To the school I will be leaving at the end of the Spring Semester:
At first I was upset about leaving you. I felt like you had given up on me as you start to get rid of my degree. I tried to tell myself that I loved you enough to stay even without the reward of two degrees, one of which I have already earned. But the closer we come to the end of our time together, the more I can't wait to walk away from you.
When I visited and first committed to attending your school you welcomed me with open arms. You made me feel at home when home was 500 miles away. I made a few friends, I felt loved, and it was a great thing that we had going. But then something changed. The newness factor wore off, and only a few people seemed to care about me in any way.
The values I was told you had started to fade away. The family and community environment you showed in your brochures seemed nonexistent. When it came time for me to make my decision, when it came time for me to choose if I was going to say goodbye, you practically shoved me out the door. I really think that only four people on campus are truly sad to see me go.
You say you accept diversity, yet you hold a strong Christian mindset. I understand you are a Christian school, but in a department in which religious is supposed to be an academic resource it isn't okay. I soon felt myself being mocked, attacked, glared at, and even hated for trying to express the different beliefs that are held around the world. I soon didn't feel welcome in class. How is that a friendly community to be a part of?

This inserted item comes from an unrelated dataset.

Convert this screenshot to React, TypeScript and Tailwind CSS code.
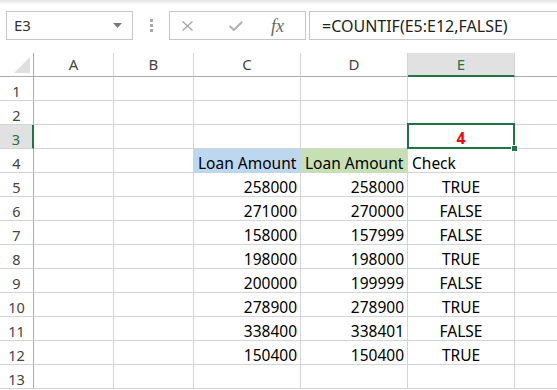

There are many things I love about you. Your campus is beautiful, the area in which you are located is fairly calm and clean. But the way that you fail to welcome in people of a different mindset, the way you fail to let me feel as though I could not be included, is probably your biggest flaw. When your students don't feel safe on campus, and you fail to do anything about it, that is where anyone should draw the line.
I wish you the best, and I hope things get better for you. I hope one day that your students will feel safe on campus, that you will once again have thriving departments, and I hope you never compromise your United Methodists roots and truly promote the open hearts, open minds, and open doors policy that they claim.
I can say now that my decision to leave is the best for me. And no, I can't wait to hand in that final on the 8th and get to walk away. I will miss my religious studies department, I will miss the beauty of your campus. But I will be accepted and listened to where I am going. And I won't have to feel as though my presence is a burden to the entire community.